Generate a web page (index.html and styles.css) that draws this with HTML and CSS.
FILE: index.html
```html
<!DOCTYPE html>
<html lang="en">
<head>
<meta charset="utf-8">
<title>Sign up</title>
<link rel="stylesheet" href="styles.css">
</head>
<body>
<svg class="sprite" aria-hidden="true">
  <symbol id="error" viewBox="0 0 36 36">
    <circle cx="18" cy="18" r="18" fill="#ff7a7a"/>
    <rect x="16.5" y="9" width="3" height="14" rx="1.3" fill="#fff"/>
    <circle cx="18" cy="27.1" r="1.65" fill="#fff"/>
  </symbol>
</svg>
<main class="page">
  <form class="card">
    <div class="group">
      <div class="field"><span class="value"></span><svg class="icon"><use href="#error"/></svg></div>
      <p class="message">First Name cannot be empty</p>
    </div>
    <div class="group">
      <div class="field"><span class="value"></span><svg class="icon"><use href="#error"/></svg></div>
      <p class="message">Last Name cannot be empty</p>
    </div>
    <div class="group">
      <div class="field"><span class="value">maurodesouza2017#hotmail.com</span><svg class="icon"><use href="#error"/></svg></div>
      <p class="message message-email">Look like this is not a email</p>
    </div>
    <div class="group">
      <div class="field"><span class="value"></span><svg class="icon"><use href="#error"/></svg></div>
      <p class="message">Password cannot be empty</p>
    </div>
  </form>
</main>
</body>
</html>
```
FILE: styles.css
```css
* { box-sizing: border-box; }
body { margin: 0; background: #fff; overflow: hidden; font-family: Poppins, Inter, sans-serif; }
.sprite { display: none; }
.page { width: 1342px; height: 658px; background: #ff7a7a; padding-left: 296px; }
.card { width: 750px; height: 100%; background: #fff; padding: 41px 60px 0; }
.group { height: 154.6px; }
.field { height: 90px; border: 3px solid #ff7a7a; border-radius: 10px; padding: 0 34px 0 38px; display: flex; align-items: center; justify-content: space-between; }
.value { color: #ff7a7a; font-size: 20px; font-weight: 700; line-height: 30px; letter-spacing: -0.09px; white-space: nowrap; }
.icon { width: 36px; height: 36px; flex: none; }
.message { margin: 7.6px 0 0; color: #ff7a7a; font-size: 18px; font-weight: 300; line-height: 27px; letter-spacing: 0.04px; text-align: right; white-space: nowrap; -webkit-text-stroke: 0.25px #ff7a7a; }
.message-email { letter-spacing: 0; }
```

§ Written problem: Write out all the data again, exactly as it appears.

§ Solution below:
Generate a web page (index.html and styles.css) that draws this with HTML and CSS.
FILE: index.html
```html
<!DOCTYPE html>
<html lang="en">
<head>
<meta charset="utf-8">
<title>Sign up</title>
<link rel="stylesheet" href="styles.css">
</head>
<body>
<svg class="sprite" aria-hidden="true">
  <symbol id="error" viewBox="0 0 36 36">
    <circle cx="18" cy="18" r="18" fill="#ff7a7a"/>
    <rect x="16.5" y="9" width="3" height="14" rx="1.3" fill="#fff"/>
    <circle cx="18" cy="27.1" r="1.65" fill="#fff"/>
  </symbol>
</svg>
<main class="page">
  <form class="card">
    <div class="group">
      <div class="field"><span class="value"></span><svg class="icon"><use href="#error"/></svg></div>
      <p class="message">First Name cannot be empty</p>
    </div>
    <div class="group">
      <div class="field"><span class="value"></span><svg class="icon"><use href="#error"/></svg></div>
      <p class="message">Last Name cannot be empty</p>
    </div>
    <div class="group">
      <div class="field"><span class="value">maurodesouza2017#hotmail.com</span><svg class="icon"><use href="#error"/></svg></div>
      <p class="message message-email">Look like this is not a email</p>
    </div>
    <div class="group">
      <div class="field"><span class="value"></span><svg class="icon"><use href="#error"/></svg></div>
      <p class="message">Password cannot be empty</p>
    </div>
  </form>
</main>
</body>
</html>
```
FILE: styles.css
```css
* { box-sizing: border-box; }
body { margin: 0; background: #fff; overflow: hidden; font-family: Poppins, Inter, sans-serif; }
.sprite { display: none; }
.page { width: 1342px; height: 658px; background: #ff7a7a; padding-left: 296px; }
.card { width: 750px; height: 100%; background: #fff; padding: 41px 60px 0; }
.group { height: 154.6px; }
.field { height: 90px; border: 3px solid #ff7a7a; border-radius: 10px; padding: 0 34px 0 38px; display: flex; align-items: center; justify-content: space-between; }
.value { color: #ff7a7a; font-size: 20px; font-weight: 700; line-height: 30px; letter-spacing: -0.09px; white-space: nowrap; }
.icon { width: 36px; height: 36px; flex: none; }
.message { margin: 7.6px 0 0; color: #ff7a7a; font-size: 18px; font-weight: 300; line-height: 27px; letter-spacing: 0.04px; text-align: right; white-space: nowrap; -webkit-text-stroke: 0.25px #ff7a7a; }
.message-email { letter-spacing: 0; }
```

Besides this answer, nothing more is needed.